Let’s be honest, most people’s vacation photos bore us to death. You’ve got the typical toes-in-the-sand shot, someone pretending to prop up the leaning tower of Pisa, and somebody goosing Mickey Mouse. Luckily, you won’t find any of that in Jennifer Ervin’s getaway pics on view at her solo show This Side of Summer, opening Jan. 16 at Jericho Advisors.

Taken with a 1963 Polaroid Land 100 camera, the nostalgic images highlight family trips to their summer cabin, Ark Lodge, on the Pee Dee River. Marked by towering pines and swampy marshland, the shots resemble scenes from The Swiss Family Robinson, where kids lose themselves in the great outdoors.

The series was inspired by the trips Ervin took to the lodge with her family last summer. Two hours outside of Charleston, the cabin and surrounding acres have been in her husband’s family since the 1940s, and little has changed since then.

“Basically when you go down there, time just stands still,” Ervin says. “It’s a magical place. There are not many places like it anymore. It’s real wild and my kids love it. They kind of open up and they’re just free.”

In an attempt to get away from digital photography and back to film, Ervin decided the lodge retreats were the perfect time to try out the Land 100 camera, which takes 4×5-inch Polaroids. With its accordion lens and outdated equipment, Ervin says the camera can be quirky to use, and it doesn’t always work. But when it does, the results are quite different than with a digital camera.

“With this camera, what you see is not necessarily what you get,” she says. “It adds a whole different layer to the image and to me it feels more poetic, and I gravitate toward that. As an artist, that’s what I’m looking for: something poetic, something mysterious, something that’s truthful. But what kind of truth? That’s up to you.”

The shots Ervin captured at the lodge are mostly of her three daughters — an 8-year-old and 6-year-old twins — with found objects from around the property. One photo shows her daughter holding a stuffed miniature alligator and another with a wren’s nest that was found inside the family’s kayak. Finding scenes to photograph was a collaborative effort with her kids, Ervin says.
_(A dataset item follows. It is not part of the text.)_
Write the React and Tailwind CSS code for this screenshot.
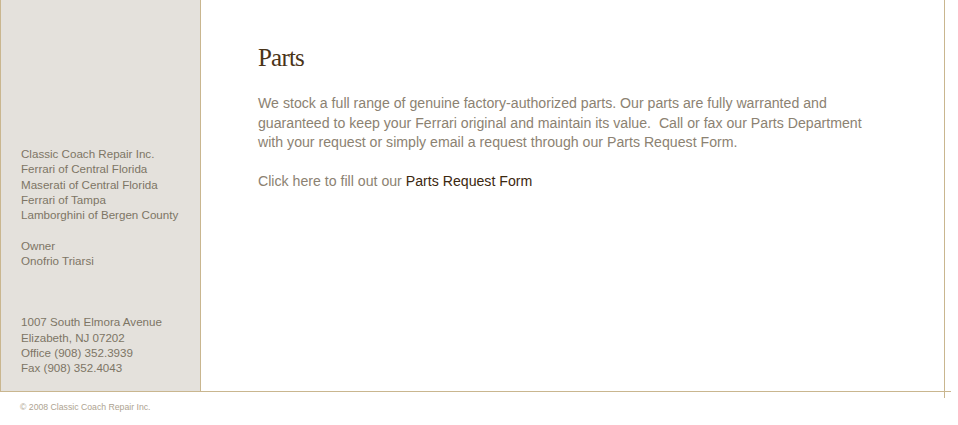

“My kids are used to being photographed. They’ve had a camera in their face since they were born,” she says. “I don’t like to dictate a lot. I’m definitely more of an observer, and a lot of it is just them being kids. But I work with them because you have to keep the models happy. When they have ideas, we work into it. Along the way, that line got blurred between fiction and nonfiction.”

By the middle of the summer, her oldest was coming up with ideas for shots of her own, Ervin says. For “The River’s Arch,” in which Ervin’s husband is holding their 8-year-old over his head out of the water in the river, Ervin says it was all their daughter’s idea.

“They know we’re making art, which makes me proud as a mom and an artist,” she says. “That moment when she collaborated with me, that’s the first time she’s told me what she wanted to do. I knew we had crossed a special line together. They were my co-conspirators and they were just instrumental in this project.”

Although Ervin knows the stories behind each individual picture, she says she’s hoping the mystery will add a level of uncertainty to each piece within the exhibit.

“The images that I chose for this show are the ones that you have to fill in the blanks,” she says. “It’s not straightforward. You don’t know what’s happening. You have to figure out what it is. I want there to be a mysterious element to them.”

The black-and-white Polaroids invite reflection and, undoubtedly, a longing for summer and the great outdoors. But at the end of the day, they are still vacation photos, and Ervin says she’s glad to just have the memories.

“A lot of families play board games together, but we do art projects and photo projects,” she says. “This was a really special project for me because we all worked together.”